Arbitrum One is genuinely cheaper than the Ethereum mainnet, and for most users, it opens up DeFi in a way that was never affordable before. But cheap is not free, and small fees still add up to real money if you are not paying attention. The network gives you the tools, but your habits determine your results.

Smart beginners focus on net profit, not just headline yields. A 200% APY farm that costs $40 in fees to enter, manage, and exit is a bad deal if your position is only $200. Think in real numbers, not percentages.

The goal is to keep more than you spend. Bridge smart, time your transactions, avoid tiny trades, and always calculate before you act. Do that consistently, and Arbitrum becomes the affordable, powerful network it was designed to be.

FAQs

1. Is Arbitrum One really cheaper than Ethereum?

Yes, Arbitrum One is significantly cheaper because it processes transactions in batches and only posts summaries to the Ethereum mainnet. Most transactions on Arbitrum cost a few cents compared to several dollars on Ethereum.

2. How much ETH do I need for gas on Arbitrum?

A small reserve of $5 to $10 worth of ETH is usually enough to cover gas for dozens of transactions on Arbitrum. Always keep some ETH in your wallet so you are never stuck and unable to move your funds.

3. What is the safest way to bridge to Arbitrum?

The safest and cheapest method for beginners is to withdraw directly from a reputable exchange to your Arbitrum wallet.

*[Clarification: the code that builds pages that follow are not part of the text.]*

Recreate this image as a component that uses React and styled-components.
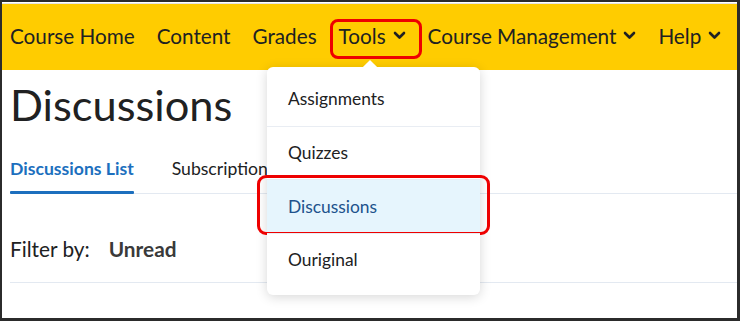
import React from "react";
import styled, { createGlobalStyle } from "styled-components";

const Global = createGlobalStyle`
  html, body { margin: 0; padding: 0; background: #fff; }
  body { font-family: Lato, "Open Sans", sans-serif; color: #202122; }
`;

const Frame = styled.div`
  position: relative;
  width: 740px;
  height: 321px;
  box-sizing: border-box;
  border: 2px solid #2b2b2b;
  border-right-width: 3px;
  border-bottom-width: 3px;
  overflow: hidden;
  background: #fff;
`;

const NavBar = styled.nav`
  display: flex;
  align-items: center;
  height: 67px;
  box-sizing: border-box;
  padding-bottom: 3px;
  margin-top: 1px;
  border-top: 1px solid #e4e4e4;
  background: #ffcc00;
  padding-left: 8px;
  gap: 22px;
`;

const NavItem = styled.div`
  position: relative;
  display: flex;
  align-items: center;
  gap: 7px;
  font-size: 20.7px;
  line-height: 24px;
  color: #202122;
  ${(p) =>
    p.$boxed &&
    `
    &::after {
      content: "";
      position: absolute;
      left: -9px; right: -16px; top: -5px; bottom: -11px;
      border: 3px solid #ee0000;
      border-radius: 8px;
    }
  `}
`;

const Chevron = () => (
  <svg width="13" height="9" viewBox="0 0 13 9">
    <path d="M2 2 L6.5 6.5 L11 2" fill="none" stroke="#202122" strokeWidth="2.6" strokeLinecap="round" strokeLinejoin="round" />
  </svg>
);

const Content = styled.main`
  padding: 0 0 0 8px;
`;

const Title = styled.h1`
  margin: 0;
  padding-top: 8px;
  font-size: 43.4px;
  font-weight: 400;
  line-height: 52px;
  color: #202122;
`;

const Tabs = styled.div`
  display: flex;
  gap: 38px;
  margin-top: 28px;
  border-bottom: 1px solid #e3e9f1;
`;

const Tab = styled.div`
  position: relative;
  font-size: 17.6px;
  line-height: 21px;
  font-weight: ${(p) => (p.$active ? 700 : 400)};
  color: ${(p) => (p.$active ? "#1c6fbe" : "#202122")};
  padding-bottom: 14px;
  ${(p) =>
    p.$active &&
    `
    &::after {
      content: "";
      position: absolute;
      left: 0; right: 0; bottom: -1px;
      height: 3px;
      background: #1c6fbe;
      border-radius: 1px;
    }
  `}
`;

const FilterRow = styled.div`
  display: flex;
  align-items: flex-start;
  gap: 19px;
  height: 89px;
  box-sizing: border-box;
  padding-top: 42px;
  border-bottom: 1px solid #e3e9f1;
  font-size: 20.8px;
  line-height: 25px;
`;

const FilterValue = styled.span`
  font-weight: 700;
  color: #3a3a3a;
`;

const Menu = styled.div`
  position: absolute;
  left: 265px;
  top: 65px;
  width: 213px;
  padding: 5px 0 9px;
  background: #fff;
  border-radius: 6px;
  box-shadow: 0 2px 12px rgba(0, 0, 0, 0.16);
  &::before {
    content: "";
    position: absolute;
    left: 98px;
    top: -5px;
    width: 10px;
    height: 10px;
    background: #fff;
    transform: rotate(45deg);
  }
`;

const MenuItem = styled.div`
  position: relative;
  height: 53.5px;
  display: flex;
  align-items: center;
  padding-left: 21px;
  font-size: 17.4px;
  color: ${(p) => (p.$active ? "#20528c" : "#202122")};
  background: ${(p) => (p.$active ? "#e6f5fd" : "#fff")};
  border-top: ${(p) => (p.$first ? "none" : "1px solid #e9edf3")};
  box-sizing: border-box;
  ${(p) =>
    p.$boxed &&
    `
    &::after {
      content: "";
      position: absolute;
      left: -10px; right: -10px; top: -5px; bottom: -2px;
      border: 3px solid #ee0000;
      border-radius: 9px;
    }
  `}
`;

const navItems = [
  { label: "Course Home" },
  { label: "Content" },
  { label: "Grades" },
  { label: "Tools", menu: true, boxed: true },
  { label: "Course Management", menu: true },
  { label: "Help", menu: true },
];

const menuItems = ["Assignments", "Quizzes", "Discussions", "Ouriginal"];

export default function App() {
  return (
    <>
      <Global />
      <Frame>
        <NavBar>
          {navItems.map((n) => (
            <NavItem key={n.label} $boxed={n.boxed}>
              <span>{n.label}</span>
              {n.menu && <Chevron />}
            </NavItem>
          ))}
        </NavBar>
        <Content>
          <Title>Discussions</Title>
          <Tabs>
            <Tab $active>Discussions List</Tab>
            <Tab>Subscriptions</Tab>
          </Tabs>
          <FilterRow>
            <span>Filter by:</span>
            <FilterValue>Unread</FilterValue>
          </FilterRow>
        </Content>
        <Menu>
          {menuItems.map((m, i) => (
            <MenuItem
              key={m}
              $first={i === 0}
              $active={m === "Discussions"}
              $boxed={m === "Discussions"}
            >
              {m}
            </MenuItem>
          ))}
        </Menu>
      </Frame>
    </>
  );
}
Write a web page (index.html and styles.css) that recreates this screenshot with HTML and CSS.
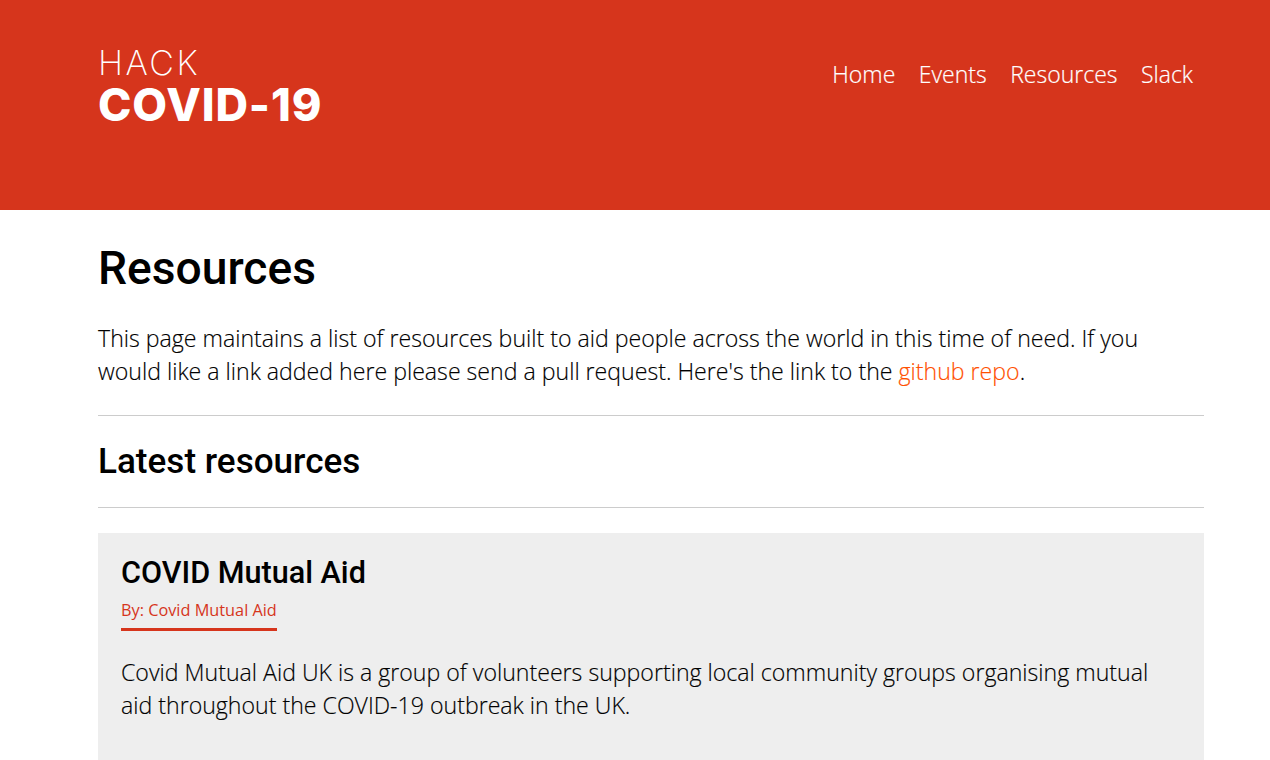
FILE: index.html
```html
<!DOCTYPE html>
<html>

	<head lang="en">
		<meta charset="UTF-8">
		<title>Resources</title>
		<link rel="stylesheet" href="styles.css">
	</head>

	<body>
		<header class="header">
			<a class="logo">
				<span class="logo-top">HACK</span>
				<span class="logo-main">COVID-19</span>
			</a>
			<nav class="nav">
				<a>Home</a>
				<a>Events</a>
				<a>Resources</a>
				<a>Slack</a>
			</nav>
		</header>
		<main class="content">
			<h1>Resources</h1>
			<p class="intro">This page maintains a list of resources built to aid people across the world in this time of need. If you would like a link added here please send a pull request. Here's the link to the <a class="link">github repo</a>.</p>
			<h2 class="section-title">Latest resources</h2>
			<article class="card">
				<h3>COVID Mutual Aid</h3>
				<div class="byline">By: Covid Mutual Aid</div>
				<p>Covid Mutual Aid UK is a group of volunteers supporting local community groups organising mutual aid throughout the COVID-19 outbreak in the UK.</p>
			</article>
		</main>
	</body>

</html>
```

FILE: styles.css
```css
* {
	margin: 0;
	padding: 0;
	box-sizing: border-box;
}

html,
body {
	height: 760px;
	overflow: hidden;
}

body {
	font-family: "Open Sans", sans-serif;
	font-weight: 300;
	color: #000;
	background-color: #fff;
}

.header {
	height: 210px;
	padding: 44px 77px 0 98px;
	display: flex;
	justify-content: space-between;
	align-items: flex-start;
	background-color: #d6351c;
	color: #fff;
}

.logo {
	display: flex;
	flex-direction: column;
}

.logo-top {
	font-family: Inter, sans-serif;
	font-size: 34px;
	font-weight: 250;
	line-height: 38px;
	letter-spacing: 2.4px;
}

.logo-main {
	font-family: Inter, sans-serif;
	font-size: 45px;
	font-weight: 850;
	line-height: 45px;
	letter-spacing: 0.9px;
}

.nav {
	display: flex;
	gap: 23.5px;
	padding-top: 13px;
	font-size: 23px;
	line-height: 35px;
	-webkit-text-stroke: 0.2px #fff;
}

.content {
	padding: 0 66px 0 98px;
}

h1 {
	margin-top: 32px;
	font-family: Roboto, sans-serif;
	font-size: 46.2px;
	font-weight: 500;
	line-height: 52px;
}

.intro {
	margin-top: 28px;
	padding-bottom: 27px;
	border-bottom: 1px solid #ccc;
	font-size: 23.13px;
	line-height: 33px;
	-webkit-text-stroke: 0.15px;
}

.link {
	color: #ff5000;
}

.section-title {
	padding: 23px 0;
	border-bottom: 1px solid #ccc;
	font-family: Roboto, sans-serif;
	font-size: 35.1px;
	font-weight: 500;
	line-height: 45px;
}

.card {
	height: 240px;
	margin-top: 25px;
	padding: 21px 23px;
	background-color: #eee;
}

h3 {
	font-family: Roboto, sans-serif;
	font-size: 30.6px;
	font-weight: 500;
	line-height: 38px;
}

.byline {
	display: inline-block;
	margin-top: 6px;
	padding-bottom: 6px;
	border-bottom: 3px solid #d6351c;
	color: #d6351c;
	font-size: 16.3px;
	font-weight: 400;
	line-height: 24px;
}

.card p {
	margin-top: 25px;
	font-size: 23.13px;
	line-height: 33px;
	-webkit-text-stroke: 0.15px;
}
```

This avoids Ethereum mainnet gas fees entirely and removes the risk of using an unknown bridge site.

4. Can small traders still make a profit on Arbitrum?

Yes, but small traders need to be more selective about which strategies they use because fees take a higher percentage of smaller positions. Focusing on fewer, larger moves and avoiding constant small trades makes profitability much more realistic.

5. How do I check Arbitrum gas fees live?

You can check live gas fees on Arbitrum using Arbiscan, which shows current network activity and transaction costs. Making this a quick habit before every transaction helps you avoid paying elevated fees during busy periods.